▸ **WORK REQUIRED**: Copy the data below exactly, omitting any picture it contains.

BEGIN DATA BLOCK

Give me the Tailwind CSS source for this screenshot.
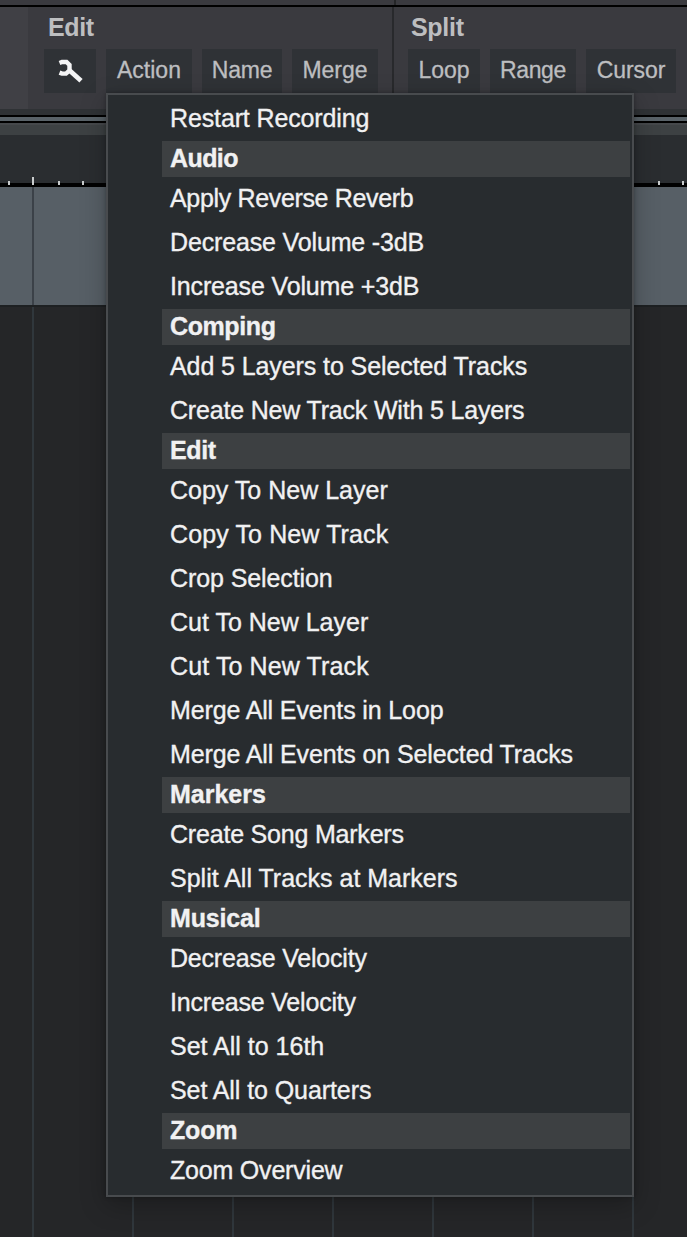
<!DOCTYPE html>
<html lang="en">
<head>
<meta charset="utf-8">
<title>Action menu</title>
<script src="https://cdn.jsdelivr.net/npm/@tailwindcss/browser@4"></script>
</head>
<body class="bg-[#252628] font-['Liberation_Sans',Arial,sans-serif]">
<div class="relative flex h-[1237px] w-[687px] flex-col overflow-hidden">
  <!-- toolbar -->
  <div class="flex h-[5px] shrink-0 bg-[#3a3a3f]"><div class="ml-[394px] w-0.5 bg-[#252628]"></div></div>
  <div class="h-0.5 shrink-0 bg-black"></div>
  <div class="flex h-[102px] shrink-0 bg-[#3a3a3f] text-[#bdbec0]">
    <div class="w-7 shrink-0 bg-[#404045]"></div>
    <section class="w-[366px] shrink-0 border-r-2 border-[#28292c] pl-4">
      <h2 class="h-[42px] pl-1 pt-[5px] text-[25px] leading-[30px] font-bold tracking-[-0.4px]">Edit</h2>
      <div class="flex h-11 gap-[10px] text-[23px] leading-[42px] [-webkit-text-stroke:0.3px_currentColor]">
        <button class="flex w-[52px] bg-[#2f3236]" aria-label="Tools">
          <svg class="h-11 w-[52px] blur-[0.7px]" viewBox="0 0 52 44" fill="none" stroke="#f4f4f5"><path d="M15.5 14L18 13H22.5L25.5 16V21.5L22 24.6H18L15.5 23.6" stroke-width="4.4"/><path d="M24.5 20.5L37 31.8" stroke-width="4.8"/></svg>
        </button>
        <button class="w-[86px] bg-[#2f3236] pb-0.5">Action</button>
        <button class="w-20 bg-[#2f3236] pb-0.5 tracking-[-0.2px]">Name</button>
        <button class="w-[86px] bg-[#2f3236] pb-0.5">Merge</button>
      </div>
    </section>
    <section class="flex-1 pl-[14px]">
      <h2 class="h-[42px] pl-[3px] pt-[5px] text-[25px] leading-[30px] font-bold tracking-[-0.3px]">Split</h2>
      <div class="flex h-11 gap-[10px] text-[23px] leading-[42px] [-webkit-text-stroke:0.3px_currentColor]">
        <button class="w-[72px] bg-[#2f3236] pb-0.5">Loop</button>
        <button class="w-[86px] bg-[#2f3236] pb-0.5 tracking-[-0.4px]">Range</button>
        <button class="w-[90px] bg-[#2f3236] pb-0.5 tracking-[-0.1px]">Cursor</button>
      </div>
    </section>
  </div>
  <div class="h-1.5 shrink-0 bg-[#2f3235]"></div>
  <div class="h-2 shrink-0 border-y-2 border-black bg-[#596268]"></div>
  <div class="h-3 shrink-0 border-t-2 border-[#45484b] bg-[#3d4143]"></div>
  <!-- ruler -->
  <div class="flex h-[50px] shrink-0 items-end bg-linear-to-b from-[#2a2d30] from-[48px] to-black to-[48px] text-[#c9cccd]">
    <i class="ml-2 h-1 w-0.5 bg-current"></i><i class="ml-[22px] h-2 w-0.5 bg-current"></i><i class="ml-6 h-1 w-0.5 bg-current"></i><i class="ml-[22px] h-1 w-0.5 bg-current"></i><i class="ml-[574px] h-1 w-0.5 bg-current"></i><i class="ml-[22px] h-1 w-0.5 bg-current"></i>
  </div>
  <div class="h-0.5 shrink-0 bg-black"></div>
  <!-- track and empty arrangement -->
  <div class="flex h-[118px] shrink-0 bg-[#575f66]"><div class="ml-8 w-0.5 bg-[#3b4148]"></div></div>
  <div class="flex flex-1 gap-[98px] border-t-2 border-[#1d2022] pl-8">
    <div class="w-0.5 bg-[#30373c]"></div><div class="w-0.5 bg-[#30373c]"></div><div class="w-0.5 bg-[#30373c]"></div><div class="w-0.5 bg-[#30373c]"></div><div class="w-0.5 bg-[#30373c]"></div><div class="w-0.5 bg-[#30373c]"></div><div class="w-0.5 bg-[#30373c]"></div>
  </div>

  <!-- popup menu -->
  <div class="absolute top-[93px] left-[106px] h-[1104px] w-[528px] border-2 border-[#484b4e] bg-[#282c2f] py-0.5 pr-0.5 pl-[54px] text-[25px] whitespace-nowrap text-[#f1f1f2] shadow-[0_8px_24px_rgba(0,0,0,0.25),0_0_4px_rgba(0,0,0,0.3)] [-webkit-text-stroke:0.35px_currentColor]">
    <div class="h-11 pl-2 leading-[42px] tracking-[-0.13px]">Restart Recording</div>
    <div class="h-9 bg-[#3d4042] pl-2 leading-[34px] font-bold tracking-[-0.6px]">Audio</div>
    <div class="h-11 pl-2 leading-[42px] tracking-[-0.34px]">Apply Reverse Reverb</div>
    <div class="h-11 pl-2 leading-[42px] tracking-[-0.15px]">Decrease Volume -3dB</div>
    <div class="h-11 pl-2 leading-[42px] tracking-[-0.15px]">Increase Volume +3dB</div>
    <div class="h-9 bg-[#3d4042] pl-2 leading-[34px] font-bold tracking-[-0.4px]">Comping</div>
    <div class="h-11 pl-2 leading-[42px] tracking-[-0.09px]">Add 5 Layers to Selected Tracks</div>
    <div class="h-11 pl-2 leading-[42px] tracking-[-0.18px]">Create New Track With 5 Layers</div>
    <div class="h-9 bg-[#3d4042] pl-2 leading-[34px] font-bold tracking-[-0.4px]">Edit</div>
    <div class="h-11 pl-2 leading-[42px]">Copy To New Layer</div>
    <div class="h-11 pl-2 leading-[42px] tracking-[0.12px]">Copy To New Track</div>
    <div class="h-11 pl-2 leading-[42px] tracking-[-0.1px]">Crop Selection</div>
    <div class="h-11 pl-2 leading-[42px]">Cut To New Layer</div>
    <div class="h-11 pl-2 leading-[42px] tracking-[0.12px]">Cut To New Track</div>
    <div class="h-11 pl-2 leading-[42px] tracking-[-0.13px]">Merge All Events in Loop</div>
    <div class="h-11 pl-2 leading-[42px] tracking-[-0.12px]">Merge All Events on Selected Tracks</div>
    <div class="h-9 bg-[#3d4042] pl-2 leading-[34px] font-bold">Markers</div>
    <div class="h-11 pl-2 leading-[42px] tracking-[-0.2px]">Create Song Markers</div>
    <div class="h-11 pl-2 leading-[42px]">Split All Tracks at Markers</div>
    <div class="h-9 bg-[#3d4042] pl-2 leading-[34px] font-bold tracking-[-0.15px]">Musical</div>
    <div class="h-11 pl-2 leading-[42px] tracking-[-0.2px]">Decrease Velocity</div>
    <div class="h-11 pl-2 leading-[42px] tracking-[-0.18px]">Increase Velocity</div>
    <div class="h-11 pl-2 leading-[42px]">Set All to 16th</div>
    <div class="h-11 pl-2 leading-[42px] tracking-[-0.08px]">Set All to Quarters</div>
    <div class="h-9 bg-[#3d4042] pl-2 leading-[34px] font-bold tracking-[-0.2px]">Zoom</div>
    <div class="h-11 pl-2 leading-[42px] tracking-[-0.2px]">Zoom Overview</div>
  </div>
</div>
</body>
</html>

END DATA BLOCK

▸ **CORRECT RESPONSE**:
Give me the Tailwind CSS source for this screenshot.
<!DOCTYPE html>
<html lang="en">
<head>
<meta charset="utf-8">
<title>Action menu</title>
<script src="https://cdn.jsdelivr.net/npm/@tailwindcss/browser@4"></script>
</head>
<body class="bg-[#252628] font-['Liberation_Sans',Arial,sans-serif]">
<div class="relative flex h-[1237px] w-[687px] flex-col overflow-hidden">
  <!-- toolbar -->
  <div class="flex h-[5px] shrink-0 bg-[#3a3a3f]"><div class="ml-[394px] w-0.5 bg-[#252628]"></div></div>
  <div class="h-0.5 shrink-0 bg-black"></div>
  <div class="flex h-[102px] shrink-0 bg-[#3a3a3f] text-[#bdbec0]">
    <div class="w-7 shrink-0 bg-[#404045]"></div>
    <section class="w-[366px] shrink-0 border-r-2 border-[#28292c] pl-4">
      <h2 class="h-[42px] pl-1 pt-[5px] text-[25px] leading-[30px] font-bold tracking-[-0.4px]">Edit</h2>
      <div class="flex h-11 gap-[10px] text-[23px] leading-[42px] [-webkit-text-stroke:0.3px_currentColor]">
        <button class="flex w-[52px] bg-[#2f3236]" aria-label="Tools">
          <svg class="h-11 w-[52px] blur-[0.7px]" viewBox="0 0 52 44" fill="none" stroke="#f4f4f5"><path d="M15.5 14L18 13H22.5L25.5 16V21.5L22 24.6H18L15.5 23.6" stroke-width="4.4"/><path d="M24.5 20.5L37 31.8" stroke-width="4.8"/></svg>
        </button>
        <button class="w-[86px] bg-[#2f3236] pb-0.5">Action</button>
        <button class="w-20 bg-[#2f3236] pb-0.5 tracking-[-0.2px]">Name</button>
        <button class="w-[86px] bg-[#2f3236] pb-0.5">Merge</button>
      </div>
    </section>
    <section class="flex-1 pl-[14px]">
      <h2 class="h-[42px] pl-[3px] pt-[5px] text-[25px] leading-[30px] font-bold tracking-[-0.3px]">Split</h2>
      <div class="flex h-11 gap-[10px] text-[23px] leading-[42px] [-webkit-text-stroke:0.3px_currentColor]">
        <button class="w-[72px] bg-[#2f3236] pb-0.5">Loop</button>
        <button class="w-[86px] bg-[#2f3236] pb-0.5 tracking-[-0.4px]">Range</button>
        <button class="w-[90px] bg-[#2f3236] pb-0.5 tracking-[-0.1px]">Cursor</button>
      </div>
    </section>
  </div>
  <div class="h-1.5 shrink-0 bg-[#2f3235]"></div>
  <div class="h-2 shrink-0 border-y-2 border-black bg-[#596268]"></div>
  <div class="h-3 shrink-0 border-t-2 border-[#45484b] bg-[#3d4143]"></div>
  <!-- ruler -->
  <div class="flex h-[50px] shrink-0 items-end bg-linear-to-b from-[#2a2d30] from-[48px] to-black to-[48px] text-[#c9cccd]">
    <i class="ml-2 h-1 w-0.5 bg-current"></i><i class="ml-[22px] h-2 w-0.5 bg-current"></i><i class="ml-6 h-1 w-0.5 bg-current"></i><i class="ml-[22px] h-1 w-0.5 bg-current"></i><i class="ml-[574px] h-1 w-0.5 bg-current"></i><i class="ml-[22px] h-1 w-0.5 bg-current"></i>
  </div>
  <div class="h-0.5 shrink-0 bg-black"></div>
  <!-- track and empty arrangement -->
  <div class="flex h-[118px] shrink-0 bg-[#575f66]"><div class="ml-8 w-0.5 bg-[#3b4148]"></div></div>
  <div class="flex flex-1 gap-[98px] border-t-2 border-[#1d2022] pl-8">
    <div class="w-0.5 bg-[#30373c]"></div><div class="w-0.5 bg-[#30373c]"></div><div class="w-0.5 bg-[#30373c]"></div><div class="w-0.5 bg-[#30373c]"></div><div class="w-0.5 bg-[#30373c]"></div><div class="w-0.5 bg-[#30373c]"></div><div class="w-0.5 bg-[#30373c]"></div>
  </div>

  <!-- popup menu -->
  <div class="absolute top-[93px] left-[106px] h-[1104px] w-[528px] border-2 border-[#484b4e] bg-[#282c2f] py-0.5 pr-0.5 pl-[54px] text-[25px] whitespace-nowrap text-[#f1f1f2] shadow-[0_8px_24px_rgba(0,0,0,0.25),0_0_4px_rgba(0,0,0,0.3)] [-webkit-text-stroke:0.35px_currentColor]">
    <div class="h-11 pl-2 leading-[42px] tracking-[-0.13px]">Restart Recording</div>
    <div class="h-9 bg-[#3d4042] pl-2 leading-[34px] font-bold tracking-[-0.6px]">Audio</div>
    <div class="h-11 pl-2 leading-[42px] tracking-[-0.34px]">Apply Reverse Reverb</div>
    <div class="h-11 pl-2 leading-[42px] tracking-[-0.15px]">Decrease Volume -3dB</div>
    <div class="h-11 pl-2 leading-[42px] tracking-[-0.15px]">Increase Volume +3dB</div>
    <div class="h-9 bg-[#3d4042] pl-2 leading-[34px] font-bold tracking-[-0.4px]">Comping</div>
    <div class="h-11 pl-2 leading-[42px] tracking-[-0.09px]">Add 5 Layers to Selected Tracks</div>
    <div class="h-11 pl-2 leading-[42px] tracking-[-0.18px]">Create New Track With 5 Layers</div>
    <div class="h-9 bg-[#3d4042] pl-2 leading-[34px] font-bold tracking-[-0.4px]">Edit</div>
    <div class="h-11 pl-2 leading-[42px]">Copy To New Layer</div>
    <div class="h-11 pl-2 leading-[42px] tracking-[0.12px]">Copy To New Track</div>
    <div class="h-11 pl-2 leading-[42px] tracking-[-0.1px]">Crop Selection</div>
    <div class="h-11 pl-2 leading-[42px]">Cut To New Layer</div>
    <div class="h-11 pl-2 leading-[42px] tracking-[0.12px]">Cut To New Track</div>
    <div class="h-11 pl-2 leading-[42px] tracking-[-0.13px]">Merge All Events in Loop</div>
    <div class="h-11 pl-2 leading-[42px] tracking-[-0.12px]">Merge All Events on Selected Tracks</div>
    <div class="h-9 bg-[#3d4042] pl-2 leading-[34px] font-bold">Markers</div>
    <div class="h-11 pl-2 leading-[42px] tracking-[-0.2px]">Create Song Markers</div>
    <div class="h-11 pl-2 leading-[42px]">Split All Tracks at Markers</div>
    <div class="h-9 bg-[#3d4042] pl-2 leading-[34px] font-bold tracking-[-0.15px]">Musical</div>
    <div class="h-11 pl-2 leading-[42px] tracking-[-0.2px]">Decrease Velocity</div>
    <div class="h-11 pl-2 leading-[42px] tracking-[-0.18px]">Increase Velocity</div>
    <div class="h-11 pl-2 leading-[42px]">Set All to 16th</div>
    <div class="h-11 pl-2 leading-[42px] tracking-[-0.08px]">Set All to Quarters</div>
    <div class="h-9 bg-[#3d4042] pl-2 leading-[34px] font-bold tracking-[-0.2px]">Zoom</div>
    <div class="h-11 pl-2 leading-[42px] tracking-[-0.2px]">Zoom Overview</div>
  </div>
</div>
</body>
</html>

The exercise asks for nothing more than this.